* THE TASK: Word for word, repeat the entries, minus the pictures.

* DATASET CONTENT:
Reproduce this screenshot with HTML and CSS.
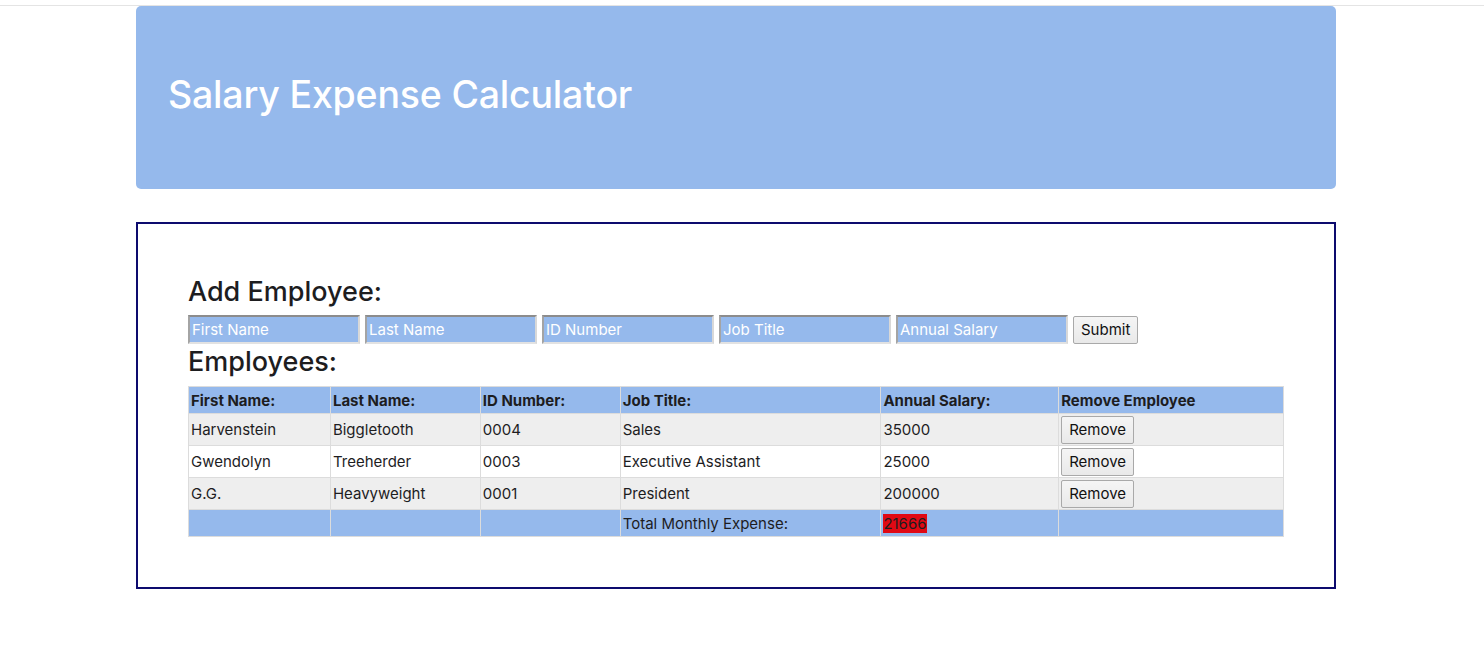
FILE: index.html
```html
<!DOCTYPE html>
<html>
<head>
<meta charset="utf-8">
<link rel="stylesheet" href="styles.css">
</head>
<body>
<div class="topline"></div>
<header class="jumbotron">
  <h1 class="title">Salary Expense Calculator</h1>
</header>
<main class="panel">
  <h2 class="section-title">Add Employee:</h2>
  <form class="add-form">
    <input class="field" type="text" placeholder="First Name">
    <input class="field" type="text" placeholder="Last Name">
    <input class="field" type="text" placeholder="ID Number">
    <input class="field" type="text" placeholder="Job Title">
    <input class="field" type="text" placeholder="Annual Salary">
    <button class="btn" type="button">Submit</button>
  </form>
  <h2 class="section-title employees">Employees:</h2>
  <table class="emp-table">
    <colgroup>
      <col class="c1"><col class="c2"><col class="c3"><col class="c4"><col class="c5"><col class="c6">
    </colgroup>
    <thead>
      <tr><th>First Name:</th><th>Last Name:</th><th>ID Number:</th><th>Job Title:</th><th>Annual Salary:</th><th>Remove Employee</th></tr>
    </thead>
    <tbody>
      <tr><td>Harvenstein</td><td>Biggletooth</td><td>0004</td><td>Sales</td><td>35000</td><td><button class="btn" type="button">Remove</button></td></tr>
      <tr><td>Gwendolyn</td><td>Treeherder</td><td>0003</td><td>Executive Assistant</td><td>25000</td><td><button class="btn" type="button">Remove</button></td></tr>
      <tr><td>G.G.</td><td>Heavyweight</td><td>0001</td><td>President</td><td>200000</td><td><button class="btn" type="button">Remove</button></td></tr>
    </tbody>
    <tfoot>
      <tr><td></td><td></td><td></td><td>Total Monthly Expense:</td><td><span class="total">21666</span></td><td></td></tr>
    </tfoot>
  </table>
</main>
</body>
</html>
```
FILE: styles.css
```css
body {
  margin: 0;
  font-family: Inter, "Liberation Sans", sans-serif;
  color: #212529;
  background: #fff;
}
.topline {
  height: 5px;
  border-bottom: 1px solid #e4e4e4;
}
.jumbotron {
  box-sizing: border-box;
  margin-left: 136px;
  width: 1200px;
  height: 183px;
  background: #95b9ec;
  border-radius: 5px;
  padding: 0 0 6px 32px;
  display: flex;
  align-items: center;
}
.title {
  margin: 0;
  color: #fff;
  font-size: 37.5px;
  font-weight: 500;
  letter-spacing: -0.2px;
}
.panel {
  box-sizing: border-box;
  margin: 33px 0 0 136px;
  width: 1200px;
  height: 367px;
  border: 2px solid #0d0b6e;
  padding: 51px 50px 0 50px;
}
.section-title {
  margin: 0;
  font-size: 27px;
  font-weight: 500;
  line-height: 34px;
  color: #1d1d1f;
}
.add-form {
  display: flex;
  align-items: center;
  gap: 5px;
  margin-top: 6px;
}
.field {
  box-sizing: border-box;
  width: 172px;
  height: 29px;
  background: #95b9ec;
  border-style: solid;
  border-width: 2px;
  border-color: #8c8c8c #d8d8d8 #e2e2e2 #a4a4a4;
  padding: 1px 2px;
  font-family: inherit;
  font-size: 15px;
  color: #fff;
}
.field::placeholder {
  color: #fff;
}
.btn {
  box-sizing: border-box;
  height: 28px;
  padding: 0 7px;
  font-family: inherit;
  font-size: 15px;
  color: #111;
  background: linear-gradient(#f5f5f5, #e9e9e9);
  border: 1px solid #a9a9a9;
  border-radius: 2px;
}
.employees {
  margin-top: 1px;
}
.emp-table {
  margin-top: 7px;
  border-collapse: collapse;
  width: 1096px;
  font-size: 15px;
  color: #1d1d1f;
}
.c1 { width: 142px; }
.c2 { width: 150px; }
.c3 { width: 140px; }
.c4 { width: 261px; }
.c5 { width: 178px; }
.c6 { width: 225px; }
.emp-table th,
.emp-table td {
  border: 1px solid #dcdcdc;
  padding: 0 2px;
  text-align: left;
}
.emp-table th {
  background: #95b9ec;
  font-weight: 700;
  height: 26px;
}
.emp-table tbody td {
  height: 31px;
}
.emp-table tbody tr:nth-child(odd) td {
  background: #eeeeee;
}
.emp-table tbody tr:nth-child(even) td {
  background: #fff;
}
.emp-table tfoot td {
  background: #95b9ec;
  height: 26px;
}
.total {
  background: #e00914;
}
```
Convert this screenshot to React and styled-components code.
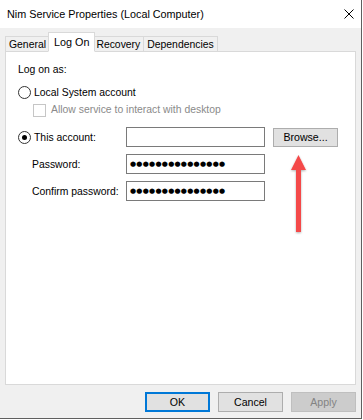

* SOLUTION BELOW:
Reproduce this screenshot with HTML and CSS.
FILE: index.html
```html
<!DOCTYPE html>
<html>
<head>
<meta charset="utf-8">
<link rel="stylesheet" href="styles.css">
</head>
<body>
<div class="topline"></div>
<header class="jumbotron">
  <h1 class="title">Salary Expense Calculator</h1>
</header>
<main class="panel">
  <h2 class="section-title">Add Employee:</h2>
  <form class="add-form">
    <input class="field" type="text" placeholder="First Name">
    <input class="field" type="text" placeholder="Last Name">
    <input class="field" type="text" placeholder="ID Number">
    <input class="field" type="text" placeholder="Job Title">
    <input class="field" type="text" placeholder="Annual Salary">
    <button class="btn" type="button">Submit</button>
  </form>
  <h2 class="section-title employees">Employees:</h2>
  <table class="emp-table">
    <colgroup>
      <col class="c1"><col class="c2"><col class="c3"><col class="c4"><col class="c5"><col class="c6">
    </colgroup>
    <thead>
      <tr><th>First Name:</th><th>Last Name:</th><th>ID Number:</th><th>Job Title:</th><th>Annual Salary:</th><th>Remove Employee</th></tr>
    </thead>
    <tbody>
      <tr><td>Harvenstein</td><td>Biggletooth</td><td>0004</td><td>Sales</td><td>35000</td><td><button class="btn" type="button">Remove</button></td></tr>
      <tr><td>Gwendolyn</td><td>Treeherder</td><td>0003</td><td>Executive Assistant</td><td>25000</td><td><button class="btn" type="button">Remove</button></td></tr>
      <tr><td>G.G.</td><td>Heavyweight</td><td>0001</td><td>President</td><td>200000</td><td><button class="btn" type="button">Remove</button></td></tr>
    </tbody>
    <tfoot>
      <tr><td></td><td></td><td></td><td>Total Monthly Expense:</td><td><span class="total">21666</span></td><td></td></tr>
    </tfoot>
  </table>
</main>
</body>
</html>
```
FILE: styles.css
```css
body {
  margin: 0;
  font-family: Inter, "Liberation Sans", sans-serif;
  color: #212529;
  background: #fff;
}
.topline {
  height: 5px;
  border-bottom: 1px solid #e4e4e4;
}
.jumbotron {
  box-sizing: border-box;
  margin-left: 136px;
  width: 1200px;
  height: 183px;
  background: #95b9ec;
  border-radius: 5px;
  padding: 0 0 6px 32px;
  display: flex;
  align-items: center;
}
.title {
  margin: 0;
  color: #fff;
  font-size: 37.5px;
  font-weight: 500;
  letter-spacing: -0.2px;
}
.panel {
  box-sizing: border-box;
  margin: 33px 0 0 136px;
  width: 1200px;
  height: 367px;
  border: 2px solid #0d0b6e;
  padding: 51px 50px 0 50px;
}
.section-title {
  margin: 0;
  font-size: 27px;
  font-weight: 500;
  line-height: 34px;
  color: #1d1d1f;
}
.add-form {
  display: flex;
  align-items: center;
  gap: 5px;
  margin-top: 6px;
}
.field {
  box-sizing: border-box;
  width: 172px;
  height: 29px;
  background: #95b9ec;
  border-style: solid;
  border-width: 2px;
  border-color: #8c8c8c #d8d8d8 #e2e2e2 #a4a4a4;
  padding: 1px 2px;
  font-family: inherit;
  font-size: 15px;
  color: #fff;
}
.field::placeholder {
  color: #fff;
}
.btn {
  box-sizing: border-box;
  height: 28px;
  padding: 0 7px;
  font-family: inherit;
  font-size: 15px;
  color: #111;
  background: linear-gradient(#f5f5f5, #e9e9e9);
  border: 1px solid #a9a9a9;
  border-radius: 2px;
}
.employees {
  margin-top: 1px;
}
.emp-table {
  margin-top: 7px;
  border-collapse: collapse;
  width: 1096px;
  font-size: 15px;
  color: #1d1d1f;
}
.c1 { width: 142px; }
.c2 { width: 150px; }
.c3 { width: 140px; }
.c4 { width: 261px; }
.c5 { width: 178px; }
.c6 { width: 225px; }
.emp-table th,
.emp-table td {
  border: 1px solid #dcdcdc;
  padding: 0 2px;
  text-align: left;
}
.emp-table th {
  background: #95b9ec;
  font-weight: 700;
  height: 26px;
}
.emp-table tbody td {
  height: 31px;
}
.emp-table tbody tr:nth-child(odd) td {
  background: #eeeeee;
}
.emp-table tbody tr:nth-child(even) td {
  background: #fff;
}
.emp-table tfoot td {
  background: #95b9ec;
  height: 26px;
}
.total {
  background: #e00914;
}
```
Convert this screenshot to React and styled-components code.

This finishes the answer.